■ What is needed ■
Copy nothing but the text: reproduce each line of the listing exactly and leave the pictures out.

======

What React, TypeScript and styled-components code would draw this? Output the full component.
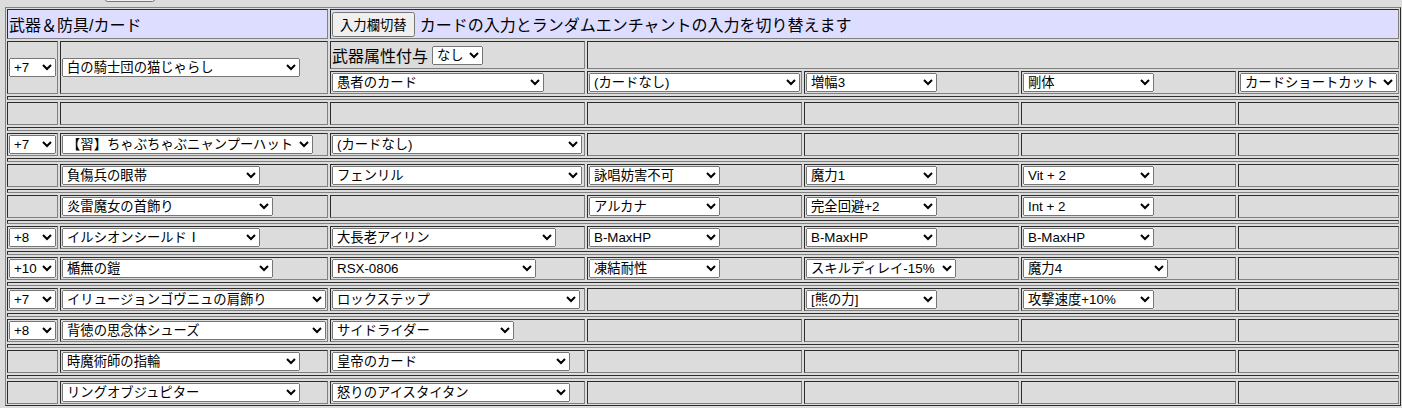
import React from 'react';
import styled, { createGlobalStyle } from 'styled-components';

type Slot = [string, number] | null;

interface GearRow {
  refine?: string;
  slots: Slot[];
}

const baseFont = `'Liberation Sans', 'Noto Sans CJK JP', sans-serif`;

const rows: GearRow[] = [
  { slots: [null, null, null, null, null, null] },
  { refine: '+7', slots: [['【習】ちゃぶちゃぶニャンプーハット', 251], ['(カードなし)', 250], null, null, null, null] },
  { slots: [['負傷兵の眼帯', 198], ['フェンリル', 250], ['詠唱妨害不可', 131], ['魔力1', 131], ['Vit + 2', 131], null] },
  { slots: [['炎雷魔女の首飾り', 211], null, ['アルカナ', 131], ['完全回避+2', 131], ['Int + 2', 131], null] },
  { refine: '+8', slots: [['イルシオンシールドⅠ', 198], ['大長老アイリン', 224], ['B-MaxHP', 131], ['B-MaxHP', 131], ['B-MaxHP', 131], null] },
  { refine: '+10', slots: [['楯無の鎧', 211], ['RSX-0806', 204], ['凍結耐性', 131], ['スキルディレイ-15%', 150], ['魔力4', 145], null] },
  { refine: '+7', slots: [['イリュージョンゴヴニュの肩飾り', 264], ['ロックステップ', 248], null, ['[熊の力]', 131], ['攻撃速度+10%', 131], null] },
  { refine: '+8', slots: [['背徳の思念体シューズ', 264], ['サイドライダー', 182], null, null, null, null] },
  { slots: [['時魔術師の指輪', 238], ['皇帝のカード', 238], null, null, null, null] },
  { slots: [['リングオブジュピター', 238], ['怒りのアイスタイタン', 238], null, null, null, null] },
];

const GlobalStyle = createGlobalStyle`
  body {
    margin: 0;
    background: #dcdcdc;
    font-family: ${baseFont};
    color: #000;
  }
`;

const Page = styled.div`
  padding-left: 5px;
`;

const TopStrip = styled.div`
  height: 7px;
  overflow: hidden;
  padding-left: 100px;
`;

const CutButton = styled.button`
  display: block;
  width: 50px;
  height: 24px;
  margin-top: -22px;
`;

const Sheet = styled.div`
  box-sizing: border-box;
  width: 1396px;
  border: 1px outset gray;
  padding: 1px;
  display: grid;
  grid-template-columns: 51px 268px 255px 215px 215px 215px 161px;
  grid-template-rows: 30px 28px 23px repeat(10, 4px 23px);
  gap: 2px;
`;

const Cell = styled.div<{ $span?: number; $rows?: number; $center?: boolean; $head?: boolean }>`
  box-sizing: border-box;
  grid-column: span ${(p) => p.$span ?? 1};
  grid-row: span ${(p) => p.$rows ?? 1};
  min-width: 0;
  border: 1px inset gray;
  padding: 0 1px;
  display: flex;
  align-items: center;
  justify-content: ${(p) => (p.$center ? 'center' : 'flex-start')};
  background: ${(p) => (p.$head ? '#ddddff' : 'transparent')};
  font-size: 16px;
  white-space: nowrap;
`;

const Separator = styled.div`
  box-sizing: border-box;
  grid-column: 1 / -1;
  border: 1px inset gray;
`;

const Picker = styled.select<{ $w: number }>`
  box-sizing: border-box;
  flex: none;
  width: ${(p) => p.$w}px;
  height: 19px;
  font-family: ${baseFont};
  font-size: 13.33px;
  color: #000;
`;

const SwitchButton = styled.button`
  flex: none;
  height: 25px;
  padding: 1px 6px;
  margin-right: 5px;
  font-family: ${baseFont};
  font-size: 13.33px;
  color: #000;
`;

const Label = styled.span`
  margin-right: 4px;
`;

function Choice({ slot }: { slot: [string, number] }) {
  const [label, width] = slot;
  return (
    <Picker $w={width} defaultValue={label}>
      <option value={label}>{label}</option>
    </Picker>
  );
}

function Refine({ value }: { value?: string }) {
  return <Cell $center>{value && <Choice slot={[value, 47]} />}</Cell>;
}

export default function App() {
  return (
    <Page>
      <GlobalStyle />
      <TopStrip>
        <CutButton />
      </TopStrip>
      <Sheet>
        <Cell $span={2} $head>
          武器＆防具/カード
        </Cell>
        <Cell $span={5} $head>
          <SwitchButton>入力欄切替</SwitchButton>
          カードの入力とランダムエンチャントの入力を切り替えます
        </Cell>

        <Cell $rows={2} $center>
          <Choice slot={['+7', 47]} />
        </Cell>
        <Cell $rows={2}>
          <Choice slot={['白の騎士団の猫じゃらし', 238]} />
        </Cell>
        <Cell>
          <Label>武器属性付与</Label>
          <Choice slot={['なし', 51]} />
        </Cell>
        <Cell $span={4} />
        <Cell>
          <Choice slot={['愚者のカード', 212]} />
        </Cell>
        <Cell>
          <Choice slot={['(カードなし)', 211]} />
        </Cell>
        <Cell>
          <Choice slot={['増幅3', 131]} />
        </Cell>
        <Cell>
          <Choice slot={['剛体', 131]} />
        </Cell>
        <Cell>
          <Choice slot={['カードショートカット', 157]} />
        </Cell>

        {rows.map((row, i) => (
          <React.Fragment key={i}>
            <Separator />
            <Refine value={row.refine} />
            {row.slots.map((slot, j) => (
              <Cell key={j}>{slot && <Choice slot={slot} />}</Cell>
            ))}
          </React.Fragment>
        ))}
      </Sheet>
    </Page>
  );
}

======

■ The solution ■
What React, TypeScript and styled-components code would draw this? Output the full component.
import React from 'react';
import styled, { createGlobalStyle } from 'styled-components';

type Slot = [string, number] | null;

interface GearRow {
  refine?: string;
  slots: Slot[];
}

const baseFont = `'Liberation Sans', 'Noto Sans CJK JP', sans-serif`;

const rows: GearRow[] = [
  { slots: [null, null, null, null, null, null] },
  { refine: '+7', slots: [['【習】ちゃぶちゃぶニャンプーハット', 251], ['(カードなし)', 250], null, null, null, null] },
  { slots: [['負傷兵の眼帯', 198], ['フェンリル', 250], ['詠唱妨害不可', 131], ['魔力1', 131], ['Vit + 2', 131], null] },
  { slots: [['炎雷魔女の首飾り', 211], null, ['アルカナ', 131], ['完全回避+2', 131], ['Int + 2', 131], null] },
  { refine: '+8', slots: [['イルシオンシールドⅠ', 198], ['大長老アイリン', 224], ['B-MaxHP', 131], ['B-MaxHP', 131], ['B-MaxHP', 131], null] },
  { refine: '+10', slots: [['楯無の鎧', 211], ['RSX-0806', 204], ['凍結耐性', 131], ['スキルディレイ-15%', 150], ['魔力4', 145], null] },
  { refine: '+7', slots: [['イリュージョンゴヴニュの肩飾り', 264], ['ロックステップ', 248], null, ['[熊の力]', 131], ['攻撃速度+10%', 131], null] },
  { refine: '+8', slots: [['背徳の思念体シューズ', 264], ['サイドライダー', 182], null, null, null, null] },
  { slots: [['時魔術師の指輪', 238], ['皇帝のカード', 238], null, null, null, null] },
  { slots: [['リングオブジュピター', 238], ['怒りのアイスタイタン', 238], null, null, null, null] },
];

const GlobalStyle = createGlobalStyle`
  body {
    margin: 0;
    background: #dcdcdc;
    font-family: ${baseFont};
    color: #000;
  }
`;

const Page = styled.div`
  padding-left: 5px;
`;

const TopStrip = styled.div`
  height: 7px;
  overflow: hidden;
  padding-left: 100px;
`;

const CutButton = styled.button`
  display: block;
  width: 50px;
  height: 24px;
  margin-top: -22px;
`;

const Sheet = styled.div`
  box-sizing: border-box;
  width: 1396px;
  border: 1px outset gray;
  padding: 1px;
  display: grid;
  grid-template-columns: 51px 268px 255px 215px 215px 215px 161px;
  grid-template-rows: 30px 28px 23px repeat(10, 4px 23px);
  gap: 2px;
`;

const Cell = styled.div<{ $span?: number; $rows?: number; $center?: boolean; $head?: boolean }>`
  box-sizing: border-box;
  grid-column: span ${(p) => p.$span ?? 1};
  grid-row: span ${(p) => p.$rows ?? 1};
  min-width: 0;
  border: 1px inset gray;
  padding: 0 1px;
  display: flex;
  align-items: center;
  justify-content: ${(p) => (p.$center ? 'center' : 'flex-start')};
  background: ${(p) => (p.$head ? '#ddddff' : 'transparent')};
  font-size: 16px;
  white-space: nowrap;
`;

const Separator = styled.div`
  box-sizing: border-box;
  grid-column: 1 / -1;
  border: 1px inset gray;
`;

const Picker = styled.select<{ $w: number }>`
  box-sizing: border-box;
  flex: none;
  width: ${(p) => p.$w}px;
  height: 19px;
  font-family: ${baseFont};
  font-size: 13.33px;
  color: #000;
`;

const SwitchButton = styled.button`
  flex: none;
  height: 25px;
  padding: 1px 6px;
  margin-right: 5px;
  font-family: ${baseFont};
  font-size: 13.33px;
  color: #000;
`;

const Label = styled.span`
  margin-right: 4px;
`;

function Choice({ slot }: { slot: [string, number] }) {
  const [label, width] = slot;
  return (
    <Picker $w={width} defaultValue={label}>
      <option value={label}>{label}</option>
    </Picker>
  );
}

function Refine({ value }: { value?: string }) {
  return <Cell $center>{value && <Choice slot={[value, 47]} />}</Cell>;
}

export default function App() {
  return (
    <Page>
      <GlobalStyle />
      <TopStrip>
        <CutButton />
      </TopStrip>
      <Sheet>
        <Cell $span={2} $head>
          武器＆防具/カード
        </Cell>
        <Cell $span={5} $head>
          <SwitchButton>入力欄切替</SwitchButton>
          カードの入力とランダムエンチャントの入力を切り替えます
        </Cell>

        <Cell $rows={2} $center>
          <Choice slot={['+7', 47]} />
        </Cell>
        <Cell $rows={2}>
          <Choice slot={['白の騎士団の猫じゃらし', 238]} />
        </Cell>
        <Cell>
          <Label>武器属性付与</Label>
          <Choice slot={['なし', 51]} />
        </Cell>
        <Cell $span={4} />
        <Cell>
          <Choice slot={['愚者のカード', 212]} />
        </Cell>
        <Cell>
          <Choice slot={['(カードなし)', 211]} />
        </Cell>
        <Cell>
          <Choice slot={['増幅3', 131]} />
        </Cell>
        <Cell>
          <Choice slot={['剛体', 131]} />
        </Cell>
        <Cell>
          <Choice slot={['カードショートカット', 157]} />
        </Cell>

        {rows.map((row, i) => (
          <React.Fragment key={i}>
            <Separator />
            <Refine value={row.refine} />
            {row.slots.map((slot, j) => (
              <Cell key={j}>{slot && <Choice slot={slot} />}</Cell>
            ))}
          </React.Fragment>
        ))}
      </Sheet>
    </Page>
  );
}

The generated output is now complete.